Above: Government bond prices for various maturities. Prices move in opposite direction to borrowing costs known as yields. 


"The purchases will be unwound in a smooth and orderly fashion once risks to market functioning are judged to have subsided," the BoE said on Wednesday. 

"The MPC’s annual target of an £80bn stock reduction is unaffected and unchanged," the bank also said later in the statement.

This should matter for the government if the intention of its spending plan is to boost economic growth.

Not least because any growth generated would be partly be offset - if not more than offset - should the BoE's bill for bond market losses then force the government to begin cutting its spending at a later date.

For readers who don't understand why, it's best to think of the economy as being something like the simple sum of all spending within the country. 

"It is perfectly possible that any spending cuts announced in the Budget could easily offset the limited support to GDP growth from the tax cuts. All told, we believe the outlook for growth in real GDP next year has not been enhanced," says Samuel Tombs, chief UK economist at Pantheon Macroeconomics.
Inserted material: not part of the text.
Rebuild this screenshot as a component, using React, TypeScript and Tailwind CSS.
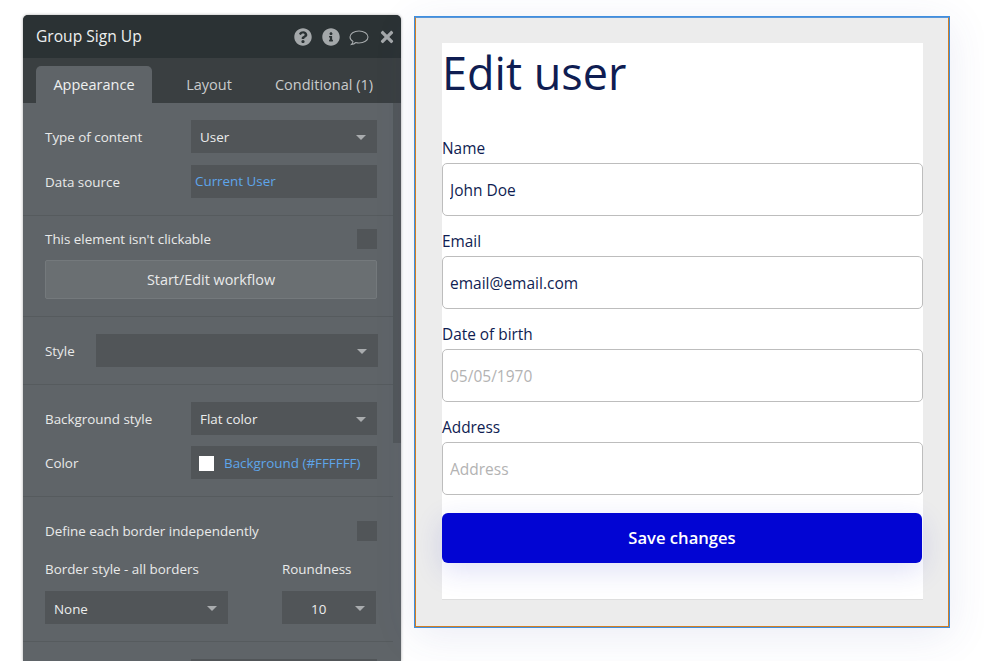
import { FaQuestionCircle, FaInfoCircle, FaTimes } from 'react-icons/fa';
import type { ReactNode } from 'react';

function Caret() {
  return <span className="absolute right-[11px] top-[15px] w-0 h-0 border-x-[5px] border-x-transparent border-t-[5px] border-t-[#a9acae]" />;
}

function Select({ value, className }: { value?: string; className: string }) {
  return (
    <div className={`relative h-[33px] bg-[#515558] flex items-center pl-[9px] pt-[2px] text-[13.4px] text-[#eceded] ${className}`}>
      {value}
      <Caret />
    </div>
  );
}

function Row({ label, children }: { label: string; children: ReactNode }) {
  return (
    <div className="flex items-center justify-between">
      <span className="text-[13.4px] pt-[1px] text-[#e9eaea]">{label}</span>
      {children}
    </div>
  );
}

function CheckRow({ label }: { label: string }) {
  return (
    <div className="flex items-center justify-between">
      <span className="text-[13.4px] text-[#e9eaea]">{label}</span>
      <span className="w-[20px] h-[20px] bg-[#515558]" />
    </div>
  );
}

function Section({ className, children }: { className: string; children: ReactNode }) {
  return <div className={`border-b border-[#565b5e] pl-[22px] pr-[16px] ${className}`}>{children}</div>;
}

function PropertyPanel() {
  return (
    <div className="w-[378px] h-[646px] shrink-0 overflow-hidden rounded-t-[5px] bg-[#5f6468] shadow-[0_0_3px_rgba(0,0,0,0.35)]">
      <div className="h-[43px] bg-[#2b3234] flex items-center pl-[13px] pr-[5px]">
        <span className="text-[15.6px] pt-[1px] text-[#eef0f0]">Group Sign Up</span>
        <div className="ml-auto flex items-center text-[#a4a8aa]">
          <FaQuestionCircle className="w-[18px] h-[18px]" />
          <FaInfoCircle className="w-[18px] h-[18px] ml-[10px]" />
          <svg viewBox="0 0 20 18" className="w-[20px] h-[18px] ml-[9px] mt-[2px]" fill="none" stroke="currentColor" strokeWidth="1.1">
            <path d="M10 2C5 2 1 4.5 1 8c0 2 1.300 3.500 3 4.500-.2 1.200-.8 2.300-1.500 3 1.800-.2 3.300-1 4.300-2 1 .3 2.100.5 3.200.5 5 0 9-2.600 9-6s-4-6-9-6z" />
          </svg>
          <FaTimes className="w-[18px] h-[18px] ml-[9px]" />
        </div>
      </div>

      <div className="h-[45px] bg-[#3a3f41] flex items-end pl-[13px] text-[14.5px] text-[#c9cbcc]">
        <div className="w-[116px] h-[37px] bg-[#5f6468] rounded-t-[5px] flex items-center justify-center text-[#eef0f0]">Appearance</div>
        <div className="w-[114px] h-[37px] flex items-center justify-center">Layout</div>
        <div className="w-[116px] h-[37px] flex items-center justify-center whitespace-nowrap">Conditional (1)</div>
      </div>

      <div className="flex">
        <div className="w-[370px] shrink-0">
          <Section className="h-[113px] pt-[17px] flex flex-col gap-[12px]">
            <Row label="Type of content">
              <Select value="User" className="w-[186px]" />
            </Row>
            <Row label="Data source">
              <div className="w-[186px] h-[33px] bg-[#515558] flex items-center pl-[4px] text-[13.4px] text-[#5ea5ea]">Current User</div>
            </Row>
          </Section>

          <Section className="h-[101px] pt-[13px]">
            <CheckRow label="This element isn't clickable" />
            <div className="mt-[11px] h-[39px] bg-[#6a6f72] border border-[#74797c] rounded-[2px] flex items-center justify-center text-[14.4px] text-[#e9eaea]">
              Start/Edit workflow
            </div>
          </Section>

          <Section className="h-[68px] pt-[17px]">
            <Row label="Style">
              <Select className="w-[282px] mr-[-1px]" />
            </Row>
          </Section>

          <Section className="h-[112px] pt-[17px] flex flex-col gap-[11px]">
            <Row label="Background style">
              <Select value="Flat color" className="w-[186px]" />
            </Row>
            <Row label="Color">
              <div className="w-[186px] h-[33px] bg-[#515558] flex items-center pl-[8px] pt-[1px] text-[13.4px] text-[#5ea5ea]">
                <span className="w-[15px] h-[15px] bg-white mr-[10px]" />
                Background (#FFFFFF)
              </div>
            </Row>
          </Section>

          <Section className="h-[145px] pt-[24px]">
            <CheckRow label="Define each border independently" />
            <div className="mt-[19px] flex justify-between items-start">
              <div>
                <div className="text-[13.4px] text-[#e9eaea] leading-[18px]">Border style - all borders</div>
                <Select value="None" className="w-[183px] mt-[13px]" />
              </div>
              <div className="mr-[1px]">
                <div className="text-[13.4px] text-[#e9eaea] leading-[18px]">Roundness</div>
                <div className="relative w-[94px] h-[33px] mt-[13px] bg-[#515558] flex items-center pl-[29px] pt-[2px] text-[13.4px] text-[#eceded]">
                  10
                  <Caret />
                </div>
              </div>
            </div>
          </Section>

          <div className="pt-[17px] pl-[168px] pr-[16px]">
            <div className="h-[33px] bg-[#515558]" />
          </div>
        </div>
        <div className="w-[8px] h-[340px] bg-[#52575a]" />
      </div>
    </div>
  );
}

function Field({ label, value, placeholder }: { label: string; value?: string; placeholder?: string }) {
  return (
    <div className="h-[93px]">
      <div className="h-[28px] pt-[3px] text-[15.4px] leading-[22px] text-[#0f1d52]">{label}</div>
      <input
        readOnly
        value={value ?? ''}
        placeholder={placeholder}
        className="block w-full h-[53px] px-[7px] bg-white border border-[#bdbdbd] rounded-[5px] text-[15.5px] text-[#0f1d52] placeholder:text-[#b3b3b3] outline-none"
      />
    </div>
  );
}

function EditUserCanvas() {
  return (
    <div className="w-[536px] h-[612px] shrink-0 border border-[#3f8fe0] shadow-[0_8px_40px_rgba(60,70,160,0.10)]">
      <div className="h-full border border-[#d07f25] border-t-[#5a96d8] bg-[#ececec] pl-[26px] pr-[25px] pt-[25px]">
        <div className="h-[557px] bg-white border-b border-[#dedede]">
          <h1 className="h-[92px] text-[45px] leading-[60px] text-[#0f1d52]">Edit user</h1>
          <Field label="Name" value="John Doe" />
          <Field label="Email" value="email@email.com" />
          <Field label="Date of birth" placeholder="05/05/1970" />
          <Field label="Address" placeholder="Address" />
          <button className="block w-[480px] h-[50px] mt-[6px] bg-[#0205d3] rounded-[6px] text-[16.6px] font-semibold text-white shadow-[0_8px_28px_rgba(40,50,200,0.15)]">
            Save changes
          </button>
        </div>
      </div>
    </div>
  );
}

export default function App() {
  return (
    <div className="h-[661px] overflow-hidden bg-white flex items-start gap-[13px] pl-[23px] pt-[15px] font-['Open_Sans',sans-serif]">
      <PropertyPanel />
      <div className="pt-[1px]">
        <EditUserCanvas />
      </div>
    </div>
  );
}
Source: Pantheon Macroeconomics.


Whether the BoE's bond market bill grows further will depend to at least some extent on investor interest in those bonds at the time when the bank looks to sell them, although the risk of the new government's spending plan backfiring in a potentially damaging way should be clear for all to see.

This is partly because tax cuts do not have a good track record of generating sustainable growth in GDP and especially when they are aimed at the higher end of the income bracket where there is a greater tendency to save additional income rather than to spend or invest it.

They do, however, have an evident capacity to diminish the spending resources available to governments and could ultimately force the government into new and repeated rounds of expenditure cuts that would then only compromise its very own economic growth objectives. 

"Most high earners accumulated large amounts of cash during the pandemic, as they slashed their discretionary expenditure but carried on working. They have held on to this cash over the last year, rather than spent it. Simply adding more to their cash pile will not necessarily prompt them to spend more," Pantheon's Tombs wrote in review of last Friday's spending statement.

"Many high earners also likely will fear that the tax cuts will be reversed swiftly after the next election in 2024, and thus will save most of the windfall. Note that the Labour party—which remains about 10pp ahead of the Conservatives in polls of general election voting intentions—proposed raising the additional rate of income tax to 50% in its 2019 manifesto," he added.